Tous les pouvoirs actuels passent leur temps, leur énergie et parfois même leur talent à penser ou re-penser le système existant pour qu’il soit plus efficace, voire meilleur. Le contre-pouvoir doit quant à lui s’efforcer de formuler, construire, présenter et proposer le changement de cap et non le changement de capitaine. Le contre-pouvoir doit s’intéresser aux fondements de notre civilisation. Le contre-pouvoir doit avoir l’ambition de modifier les idéaux des populations et les objectifs des ploutocrates. C’est un nouveau système de penser et de faire qui doit émerger de cette crise.
C’est l’introduction d’une quatrième dimension, celle du Qualitatif, à coté des moteurs existants que sont le capital, les entrepreneurs et les travailleurs.
Un nouveau moteur s’impose pour nous conduire de manière heureuse quelques siècles en avant.
Notre véhicule actuel est comme un vieil Airbus de 40 ans d’âge qui a déjà été rafistolé et réparé de nombreuses fois. Oui, il vole toujours, mais il peut aussi bien s’écraser au prochain vol en ne laissant que des victimes. Car tous, nous serions tous victimes d’un effondrement pur et simple du système qui nous porte.

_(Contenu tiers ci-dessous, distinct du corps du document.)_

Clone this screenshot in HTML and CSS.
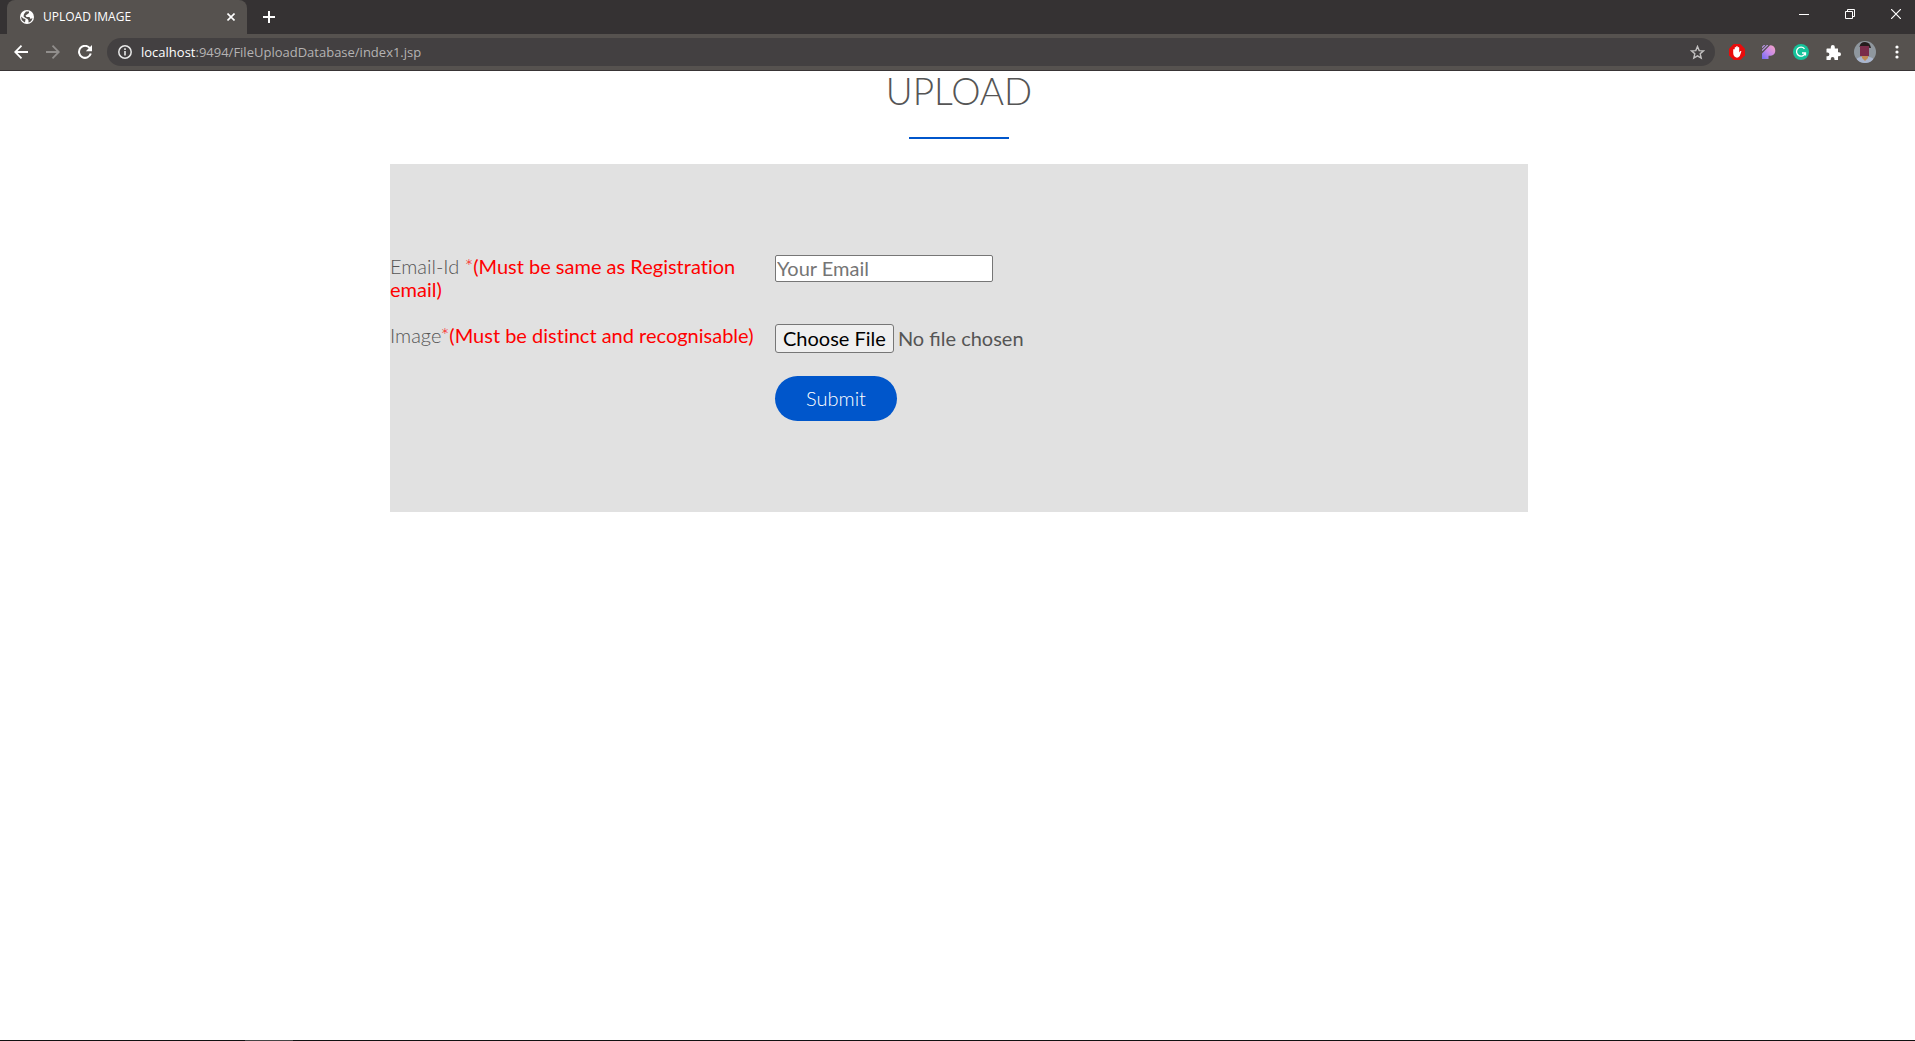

Abandonnons toute revendication autre que celle de vouloir baser notre avenir sur l’introduction de nouvelles Valeurs et de nouvelles hiérarchies basées sur une nouvelle dimension du Savoir. L’attribution de nouveaux objectifs à l’Action, qui soient inspirés par la Qualité et non plus par la quantité.
Périodiquement, nos civilisations ont besoin de franchir des étapes pour progresser. De passer par des moments où il devient indispensable que les systèmes de valeur, les paradigmes qui gouvernent la société évoluent. Car si nous ne le faisons pas, les tensions, les contradictions, les injustices et la simple insulte au bon sens nous mèneront collectivement au déclin, à la faillite et peut-être même à l’autodestruction. Si nous voulons conserver les acquis des progrès matériels des derniers siècles et le confort de nos vies, nous devrons accepter de modifier radicalement nos priorités afin de ne pas devenir les victimes des moyens que nous avons inventés et d’un système dévoyé par une minorité.
Dans Le Guépard de Giuseppe T. di Lampedusa, le héro avait bien compris:
« Il faut que tout change pour que rien ne change ! »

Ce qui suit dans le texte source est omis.